## Problem details
Read the lines below. Copy out any that hold the string "table".

## Record extracts
——————————
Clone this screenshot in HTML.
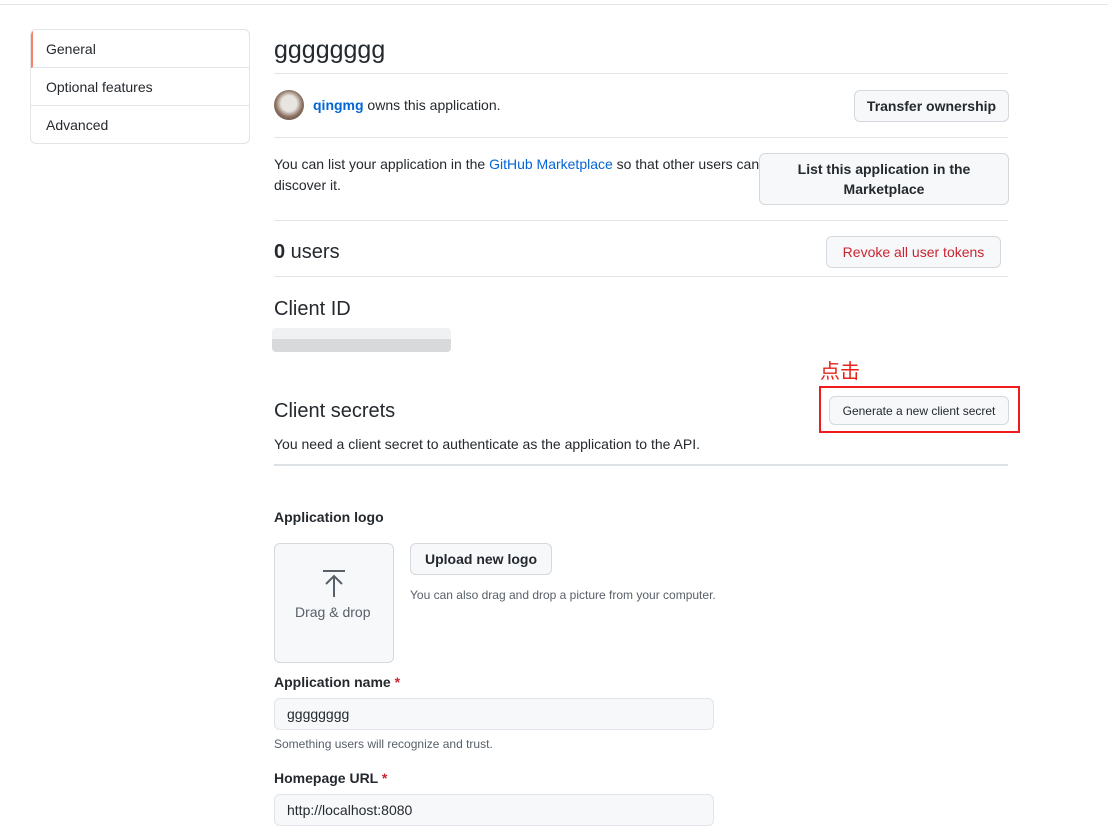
——————————
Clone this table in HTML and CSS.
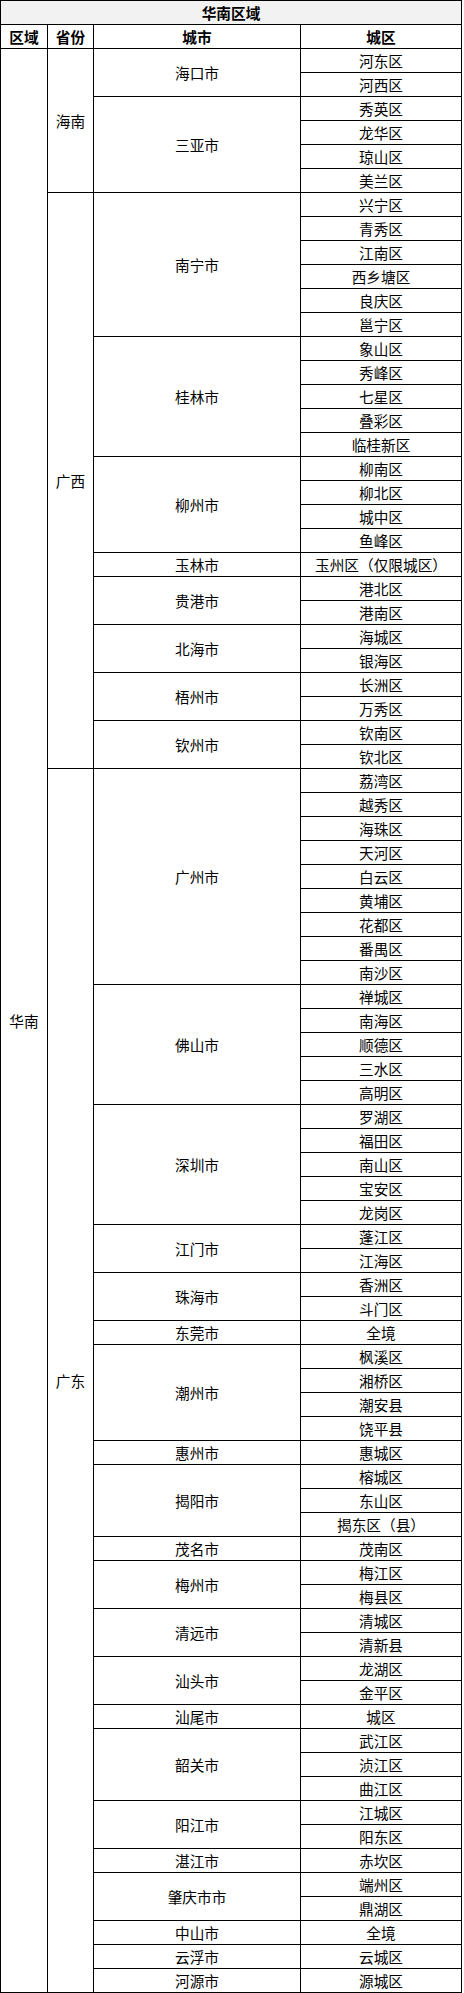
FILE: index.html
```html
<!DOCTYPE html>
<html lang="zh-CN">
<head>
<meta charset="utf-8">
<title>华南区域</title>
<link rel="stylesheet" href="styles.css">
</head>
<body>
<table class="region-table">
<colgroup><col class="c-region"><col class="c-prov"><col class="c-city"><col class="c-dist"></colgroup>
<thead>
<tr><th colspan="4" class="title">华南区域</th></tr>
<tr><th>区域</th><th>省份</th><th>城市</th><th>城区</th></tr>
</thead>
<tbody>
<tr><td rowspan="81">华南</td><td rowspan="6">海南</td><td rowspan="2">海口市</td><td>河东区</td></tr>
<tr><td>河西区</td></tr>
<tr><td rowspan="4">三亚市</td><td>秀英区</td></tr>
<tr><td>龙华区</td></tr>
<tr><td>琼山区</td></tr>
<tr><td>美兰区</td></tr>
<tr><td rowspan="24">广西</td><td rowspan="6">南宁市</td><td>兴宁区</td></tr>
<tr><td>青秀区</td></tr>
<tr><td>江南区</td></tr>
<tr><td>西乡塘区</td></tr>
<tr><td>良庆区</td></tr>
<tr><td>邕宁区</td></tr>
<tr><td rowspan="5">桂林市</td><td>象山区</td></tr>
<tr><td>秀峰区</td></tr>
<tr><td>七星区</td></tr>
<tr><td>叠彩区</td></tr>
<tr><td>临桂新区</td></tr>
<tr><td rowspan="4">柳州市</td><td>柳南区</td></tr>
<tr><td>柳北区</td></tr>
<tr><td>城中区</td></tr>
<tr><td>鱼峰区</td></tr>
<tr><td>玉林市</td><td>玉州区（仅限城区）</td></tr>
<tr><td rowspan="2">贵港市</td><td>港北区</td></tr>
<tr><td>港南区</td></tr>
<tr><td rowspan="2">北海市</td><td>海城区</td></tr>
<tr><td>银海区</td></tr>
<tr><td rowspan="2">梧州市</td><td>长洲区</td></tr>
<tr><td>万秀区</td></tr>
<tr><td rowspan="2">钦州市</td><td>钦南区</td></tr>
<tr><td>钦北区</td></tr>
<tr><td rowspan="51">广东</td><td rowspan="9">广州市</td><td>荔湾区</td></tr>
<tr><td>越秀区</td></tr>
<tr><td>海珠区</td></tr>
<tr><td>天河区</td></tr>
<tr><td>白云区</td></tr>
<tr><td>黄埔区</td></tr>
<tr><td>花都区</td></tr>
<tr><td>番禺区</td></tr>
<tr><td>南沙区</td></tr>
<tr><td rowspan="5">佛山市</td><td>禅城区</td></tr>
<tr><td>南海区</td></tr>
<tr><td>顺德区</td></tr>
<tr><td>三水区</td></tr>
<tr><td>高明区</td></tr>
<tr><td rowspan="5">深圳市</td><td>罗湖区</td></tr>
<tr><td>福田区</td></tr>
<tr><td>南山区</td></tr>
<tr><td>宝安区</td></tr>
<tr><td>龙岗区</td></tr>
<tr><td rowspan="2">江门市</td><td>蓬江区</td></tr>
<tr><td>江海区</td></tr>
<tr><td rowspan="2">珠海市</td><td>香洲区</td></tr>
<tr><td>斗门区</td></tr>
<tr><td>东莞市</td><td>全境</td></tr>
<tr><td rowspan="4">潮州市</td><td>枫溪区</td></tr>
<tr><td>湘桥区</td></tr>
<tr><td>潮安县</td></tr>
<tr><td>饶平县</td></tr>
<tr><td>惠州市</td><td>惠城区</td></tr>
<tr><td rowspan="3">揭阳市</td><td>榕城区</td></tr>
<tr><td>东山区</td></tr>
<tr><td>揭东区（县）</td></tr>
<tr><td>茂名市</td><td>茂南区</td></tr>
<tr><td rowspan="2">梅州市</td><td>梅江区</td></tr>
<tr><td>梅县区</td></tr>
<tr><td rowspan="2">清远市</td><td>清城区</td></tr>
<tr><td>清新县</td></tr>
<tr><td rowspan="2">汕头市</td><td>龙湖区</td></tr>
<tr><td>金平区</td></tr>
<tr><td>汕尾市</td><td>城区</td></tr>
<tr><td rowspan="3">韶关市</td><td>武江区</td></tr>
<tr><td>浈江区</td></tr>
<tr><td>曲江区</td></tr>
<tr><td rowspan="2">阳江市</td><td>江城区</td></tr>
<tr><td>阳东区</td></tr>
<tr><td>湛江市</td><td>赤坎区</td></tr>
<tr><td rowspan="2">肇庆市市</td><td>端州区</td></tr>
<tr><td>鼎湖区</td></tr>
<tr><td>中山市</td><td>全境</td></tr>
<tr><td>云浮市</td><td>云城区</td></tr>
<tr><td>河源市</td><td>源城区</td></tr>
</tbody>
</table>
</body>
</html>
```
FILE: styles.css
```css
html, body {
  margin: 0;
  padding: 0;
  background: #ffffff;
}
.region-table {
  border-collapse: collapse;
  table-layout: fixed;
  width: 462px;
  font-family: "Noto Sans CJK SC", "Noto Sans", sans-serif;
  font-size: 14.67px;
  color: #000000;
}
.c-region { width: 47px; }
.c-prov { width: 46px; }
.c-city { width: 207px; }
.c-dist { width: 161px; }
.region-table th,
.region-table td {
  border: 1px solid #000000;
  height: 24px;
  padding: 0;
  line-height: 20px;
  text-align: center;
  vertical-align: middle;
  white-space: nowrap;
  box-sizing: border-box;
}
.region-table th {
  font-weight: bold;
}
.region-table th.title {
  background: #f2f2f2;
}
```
——————————
## Final result
Clone this table in HTML and CSS.
<table class="region-table">
</table>
.region-table {
  table-layout: fixed;
.region-table th,
.region-table td {
.region-table th {
.region-table th.title {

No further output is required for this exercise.